Specter has faced almost as much opposition outside of his state — something that Pennsylvania conservatives have watched closely. Multiple state Republicans said that the noncommittal stance of RNC Chairman Michael Steele, who has repeatedly said that he won’t stop state parties from endorsing primary challengers to senators who support Obama’s economic agenda, has made them more confident about an anti-Specter challenge. And they cited two other examples of Specter’s weakness. Two weeks ago, Robert Gleason Jr., the chairman of the state Republican Party, said he backed Specter but that “anything was a possibility” when the state party meets to make an endorsement next year. On repeated occasions, former Sen. Rick Santorum (R-Penn.) has declined to comment on whether he supports Specter’s re-election bid. (Santorum’s office also declined comment to TWI on Wednesday.)
Pennsylvania conservatives are increasingly confident of their chances in a one-on-one race against Specter. The new worry whether the senator might short-circuit a primary by switching parties. Last month, at an event promoting the economic stimulus package, Vice President Joe Biden and Gov. Ed Rendell (D) ribbed Specterabout his party problems and told him to switch his registration. The joke was obvious, but it hasn’t stopped Republicans from gaming out a Specter party switch scenario or looking for clues that he might join the Democrats. On Monday, Lilik noted matter-of-factly, Specter was making a joint appearance with Rendell. “To get an 81-year-old incumbent with numerous health problems to switch parties,” said Ted Meehan, “you’d need to offer him a real sweetheart deal.”
“He’d definitely have a better time next year by switching parties,” said Jim Lee, “but I don’t think that will happen.” But conservative activists outside Pennsylvania, fed up with Specter’s enabling of Barack Obama, are ready to cut him loose. “I think Specter, [Sen. Olympia] Snowe (R-Maine), and [Sen. Susan] Collins (R-Maine) make it very difficult to rebrand the party for fiscal discipline as well as smaller government,” said Ed Morrissey, the Minnesota-based blogger for HotAir.com.
Jeff Hollingsworth, the executive director of the National Conservative Campaign Fund — a Washington-based group that donated to Toomey in 2004 — doubted that Specter would switch parties, but suggested that “he’d have a much more comfortable ideological home with the Democrats.” If Specter was taken off Republicans’ hands, suggested Hollingworth, Republicans would have one more reason to donate to the National Republican Senatorial Committee, confident that they weren’t supporting a RINO.

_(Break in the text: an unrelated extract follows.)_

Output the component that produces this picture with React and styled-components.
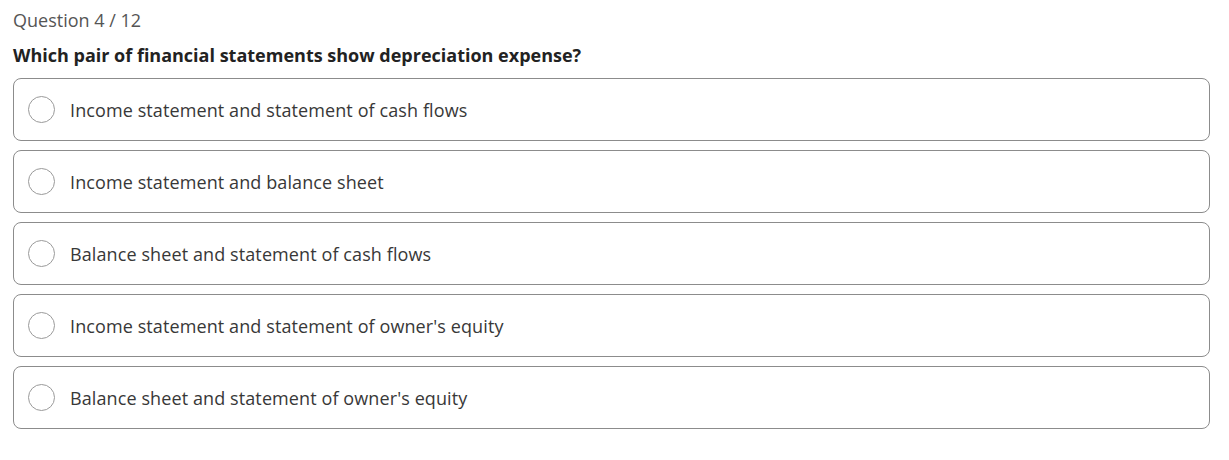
import styled, { createGlobalStyle } from "styled-components";

const GlobalStyle = createGlobalStyle`
    body {
        margin: 0;
        background: #fff;
        font-family: "Open Sans", "Liberation Sans", sans-serif;
    }
`;

const Page = styled.div`
    padding: 8px 19px 0 13px;
`;

const Counter = styled.div`
    font-size: 18px;
    line-height: 24px;
    color: #555;
`;

const Title = styled.h2`
    margin: 11px 0 11px;
    font-size: 18px;
    line-height: 24px;
    font-weight: 700;
    color: #222;
`;

const OptionList = styled.div`
    display: flex;
    flex-direction: column;
    gap: 9px;
`;

const Option = styled.label`
    display: flex;
    align-items: center;
    gap: 15px;
    height: 63px;
    box-sizing: border-box;
    padding: 0 14px;
    border: 1px solid #8c8c8c;
    border-radius: 8px;
    cursor: pointer;
`;

const Radio = styled.span`
    width: 27px;
    height: 27px;
    box-sizing: border-box;
    border: 1px solid #9a9a9a;
    border-radius: 50%;
    flex-shrink: 0;
`;

const OptionText = styled.span`
    font-size: 18px;
    letter-spacing: 0.1px;
    color: #383838;
`;

const options = [
    "Income statement and statement of cash flows",
    "Income statement and balance sheet",
    "Balance sheet and statement of cash flows",
    "Income statement and statement of owner's equity",
    "Balance sheet and statement of owner's equity",
];

function App() {
    return (
        <Page>
            <GlobalStyle />
            <Counter>Question 4 / 12</Counter>
            <Title>Which pair of financial statements show depreciation expense?</Title>
            <OptionList>
                {options.map((text) => (
                    <Option key={text}>
                        <Radio />
                        <OptionText>{text}</OptionText>
                    </Option>
                ))}
            </OptionList>
        </Page>
    );
}

export default App;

Pennsylvania conservatives are aware that the task of ousting Specter has become easier because the party has shed so many registered voters in the eastern part of the state. As of March 2009, that doesn’t bode well for their chances in the general election if they nominate Toomey. But local Republicans suggested that it was impossible to predict what would happen by November 2010, and that this could be a banner year for conservatives. “It is difficult for conservatives to win here,” said Bailey, “and yet Rick Santorum did it twice.”
Toomey, who still lives in Allentown, Penn. and commutes to Washington, was not commenting on the race on Monday. Club for Growth spokeswoman Nachama Solovcheik would only say that the group had been inundated with calls about a Toomey-Specter rematch.
“You can see it in the polls,” she said. “There’s definitely a lot of buyer’s remorse.”